Again, all three key candidates have the requisite experience in public sector governance systems, having been governors and vice president. Therefore assembling economic teams that will fit into their energy agenda and economic prosperity wouldn’t be a source of concern to electorates.

However, addressing the prevailing security crises in the petroleum industry would be the litmus test in steering the energy sector into efficiency. Everyone understands that one of the biggest blunders of the outgoing administration is the cancellation of facility protection contracts in the operating environment. And with the restoration of the contracts at the end of the administration, it is expected that the incoming administration would consolidate on gains of asset security in the zone to optimize industry gains.

On the global space, Nigeria’s next president is expected to hold the charisma of economic maestro who coordinates pan-African energy policy on the world stage. Therefore the presence of any of the three candidates on global policy podium is critical in promoting multilateral policies that would advance peculiar needs in the home territory.

Nigeria’s late energy diplomat and former Secretary General of the Organization of Petroleum

Exporting Countries (OPEC), Dr. Mohammad Barkindo, would obviously need a caliber A replacement at multilateral energy policy platform.

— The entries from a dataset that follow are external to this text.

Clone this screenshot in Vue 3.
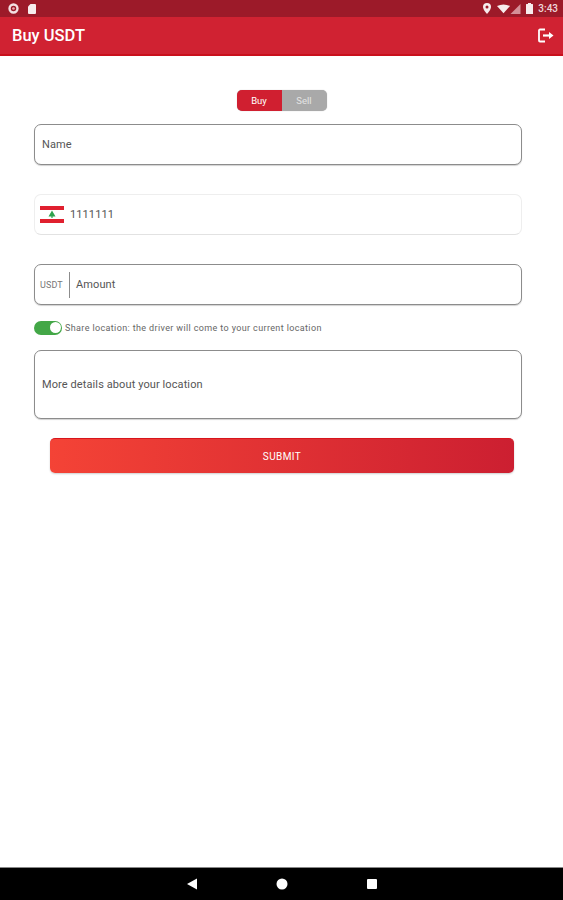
<template>
  <div class="pantalla">
    <div class="status-bar">
      <div class="status-grupo">
        <svg class="ic-aviso" width="11" height="11" viewBox="0 0 10 10">
          <circle cx="5" cy="5" r="3.600" fill="none" stroke="#f3dfe2" stroke-width="2.200" />
          <circle cx="5" cy="5" r="1.200" fill="#e9a9b1" />
        </svg>
        <svg class="ic-sd" width="8" height="10" viewBox="0 0 8 10">
          <path d="M2.500 0H7a1 1 0 0 1 1 1v8a1 1 0 0 1-1 1H1a1 1 0 0 1-1-1V2.500z" fill="#f7eced" />
        </svg>
      </div>
      <div class="status-grupo derecha">
        <svg width="8" height="11" viewBox="0 0 8 11">
          <path d="M4 0a4 4 0 0 1 4 4c0 2.800-4 7-4 7S0 6.800 0 4a4 4 0 0 1 4-4z" fill="#f7eced" />
          <circle cx="4" cy="4" r="1.500" fill="#9c1a29" />
        </svg>
        <svg class="ic-wifi" width="13" height="10" viewBox="0 0 15 10">
          <path d="M0 1.500Q7.500-2 15 1.500L7.500 10z" fill="#f7eced" />
        </svg>
        <svg class="ic-senal" width="11" height="10" viewBox="0 0 10 10">
          <path d="M10 0V10H0z" fill="#d58f98" />
        </svg>
        <svg class="ic-bateria" width="7" height="11" viewBox="0 0 7 11">
          <path d="M2 0h3v1h1.500a.5.5 0 0 1 .5.5V11H0V1.500A.5.5 0 0 1 .5 1H2z" fill="#f7eced" />
        </svg>
        <span class="hora">3:43</span>
      </div>
    </div>

    <header class="app-bar">
      <span class="titulo">Buy USDT</span>
      <svg width="16" height="15" viewBox="0 0 16 15" fill="none" stroke="#fff" stroke-width="1.800">
        <path d="M7 1.500H2a1 1 0 0 0-1 1v10a1 1 0 0 0 1 1h5" />
        <path d="M5 7.500h6.500" stroke-width="2.200" />
        <path d="M11 4l4.500 3.500L11 11z" fill="#fff" stroke="none" />
      </svg>
    </header>

    <main class="contenido">
      <div class="selector">
        <span class="opcion activa">Buy</span>
        <span class="opcion">Sell</span>
      </div>

      <div class="campo campo-nombre">
        <span>Name</span>
      </div>

      <div class="campo campo-telefono">
        <svg class="bandera" width="24" height="17" viewBox="0 0 24 17">
          <rect width="24" height="17" fill="#fff" />
          <rect width="24" height="4" fill="#e0202f" />
          <rect y="13" width="24" height="4" fill="#e0202f" />
          <path d="M12 4.500l3.500 6h-2.900v1.500h-1.200v-1.500H8.500z" fill="#2fa34f" />
        </svg>
        <span>1111111</span>
      </div>

      <div class="campo campo-monto">
        <span class="moneda">USDT</span>
        <span class="separador"></span>
        <span>Amount</span>
      </div>

      <div class="fila-ubicacion">
        <span class="interruptor"><span class="perilla"></span></span>
        <span class="texto-ubicacion">Share location: the driver will come to your current location</span>
      </div>

      <div class="campo campo-detalles">
        <span>More details about your location</span>
      </div>

      <button type="button" class="btn-enviar">SUBMIT</button>
    </main>

    <nav class="nav-bar">
      <svg width="12" height="12" viewBox="0 0 12 12"><path d="M11 0.500V11.500L1 6z" fill="#fff" /></svg>
      <svg width="12" height="12" viewBox="0 0 12 12"><circle cx="6" cy="6" r="5.500" fill="#fff" /></svg>
      <svg width="12" height="12" viewBox="0 0 12 12"><rect x="1" y="1" width="10" height="10" rx="1" fill="#fff" /></svg>
    </nav>
  </div>
</template>

<script setup>
</script>

<style>
html,
body {
  margin: 0;
  background: #fff;
}
</style>

<style scoped>
.pantalla {
  display: flex;
  flex-direction: column;
  height: 900px;
  font-family: Roboto, "Liberation Sans", sans-serif;
  color: #555;
  overflow: hidden;
}

.status-bar {
  display: flex;
  justify-content: space-between;
  align-items: center;
  height: 17px;
  padding: 0 5px 0 8px;
  background: #9c1a29;
  flex-shrink: 0;
}
.status-grupo {
  display: flex;
  align-items: center;
  gap: 9px;
}
.status-grupo.derecha {
  gap: 0;
}
.ic-wifi {
  margin-left: 6px;
}
.ic-bateria {
  margin-left: 5px;
}
.hora {
  margin-left: 5px;
  color: #eed6d9;
  font-size: 10px;
  font-weight: 500;
}

.app-bar {
  display: flex;
  justify-content: space-between;
  align-items: center;
  box-sizing: border-box;
  height: 39px;
  padding: 0 9px 0 12px;
  background: #d02232;
  border-bottom: 2px solid #c9101c;
  flex-shrink: 0;
}
.titulo {
  color: #fff;
  font-size: 16.500px;
  font-weight: 500;
}

.contenido {
  flex: 1;
  display: flex;
  flex-direction: column;
  padding: 34px 41px 0 34px;
  background: #fff;
}

.selector {
  display: flex;
  align-self: center;
  width: 90px;
  height: 21px;
  margin-left: 7px;
  border-radius: 5px;
  overflow: hidden;
  background: #a9a9a9;
  font-size: 9.500px;
  box-shadow: 0 0 1px rgba(0, 0, 0, 0.3);
}
.opcion {
  flex: 1;
  display: flex;
  align-items: center;
  justify-content: center;
  color: #e4e4e4;
}
.opcion.activa {
  background: #d01f30;
  color: #fff;
}

.campo {
  display: flex;
  align-items: center;
  box-sizing: border-box;
  height: 41px;
  padding: 0 7px;
  border: 1px solid #8c8c8c;
  border-radius: 7px;
  background: #fff;
  font-size: 11px;
  letter-spacing: 0.1px;
  box-shadow: 0 1px 1px rgba(0, 0, 0, 0.18);
}
.campo-nombre {
  margin-top: 13px;
}
.campo-telefono {
  margin-top: 29px;
  padding-left: 5px;
  gap: 6px;
  border: 1px solid #eeeeee;
  border-bottom: 1px solid #e2e2e2;
  box-shadow: none;
}
.campo-monto {
  margin-top: 29px;
  padding-left: 5px;
}
.moneda {
  font-size: 9px;
  letter-spacing: 0.1px;
  color: #777;
  width: 24px;
}
.separador {
  width: 1px;
  height: 26px;
  margin: 0 6px 0 5px;
  background: #8c8c8c;
}
.fila-ubicacion {
  display: flex;
  align-items: center;
  gap: 3px;
  height: 15px;
  margin-top: 15px;
}
.interruptor {
  display: flex;
  align-items: center;
  justify-content: flex-end;
  box-sizing: border-box;
  width: 28px;
  height: 14px;
  padding-right: 1px;
  border-radius: 7px;
  background: #43a747;
}
.perilla {
  width: 11px;
  height: 11px;
  border-radius: 50%;
  background: #fff;
}
.texto-ubicacion {
  font-size: 9px;
  color: #666;
  letter-spacing: 0.37px;
}
.campo-detalles {
  height: 69px;
  margin-top: 15px;
}
.btn-enviar {
  display: block;
  width: 464px;
  height: 35px;
  margin: 19px 0 0 16px;
  padding: 0;
  border: none;
  border-top: 1px solid #d8141c;
  border-radius: 5px;
  background: linear-gradient(90deg, #f44336, #cc1f31);
  color: #fff;
  font-family: inherit;
  font-size: 10px;
  letter-spacing: 0.4px;
  box-shadow: 0 1px 2px rgba(0, 0, 0, 0.2);
}

.nav-bar {
  display: flex;
  justify-content: center;
  align-items: center;
  gap: 78px;
  height: 33px;
  background: #000;
  flex-shrink: 0;
  border-top: 1px solid #888;
  box-sizing: border-box;
}
</style>
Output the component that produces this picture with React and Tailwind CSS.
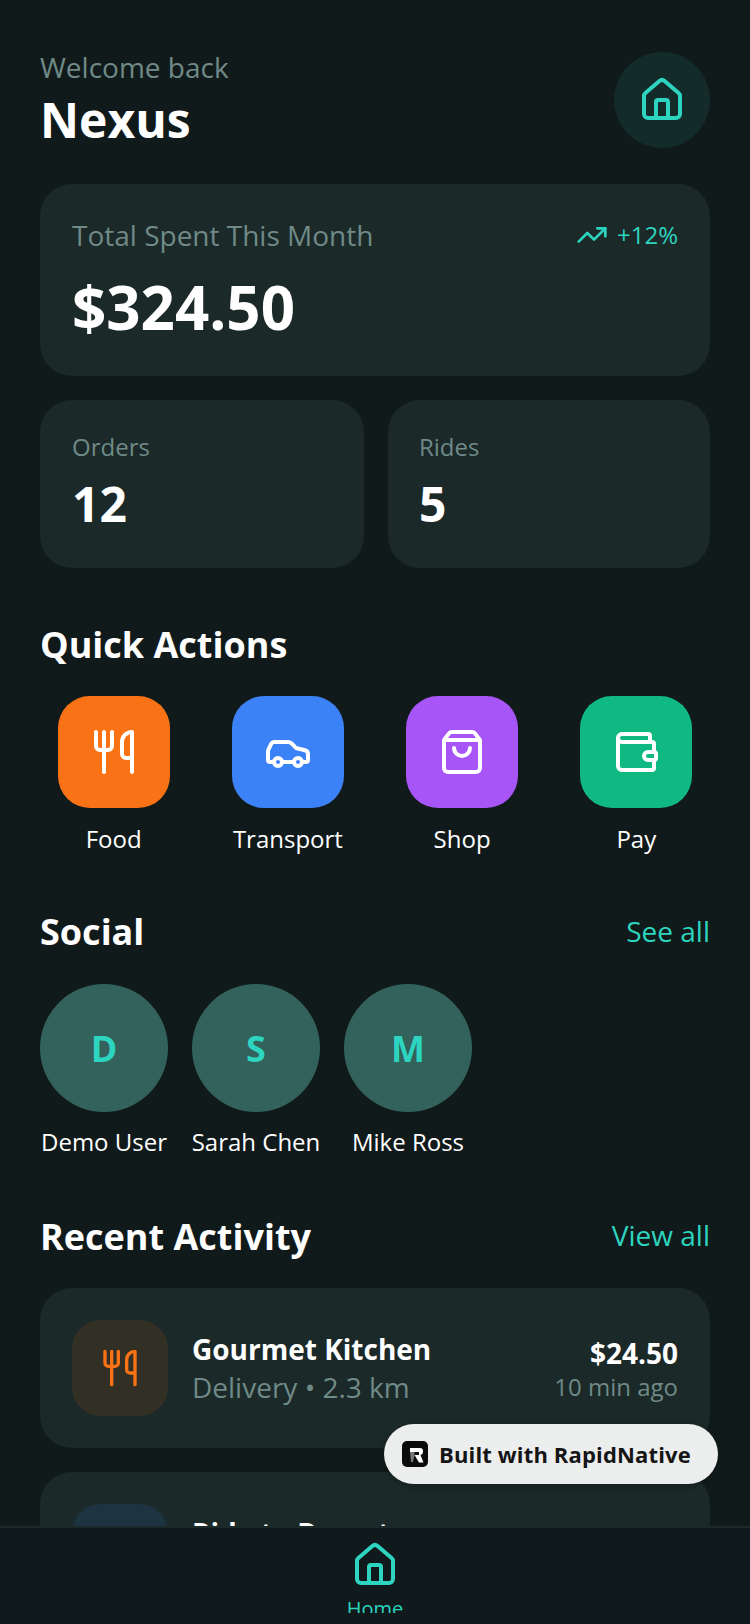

Most importantly, it is visible that all energy policies and plans espoused by the presidential candidates appear to be misaligned or trailing behind developments in the industry. There is an urgent need for them to catch up with issues in the electric power sector where concerns have since shifted from generation to supply delivery.

Solution-based discussions should shift from generation capacity building to cutting redundancies and optimizing available capacity through efficient regulation for transmission, distribution, and diversification.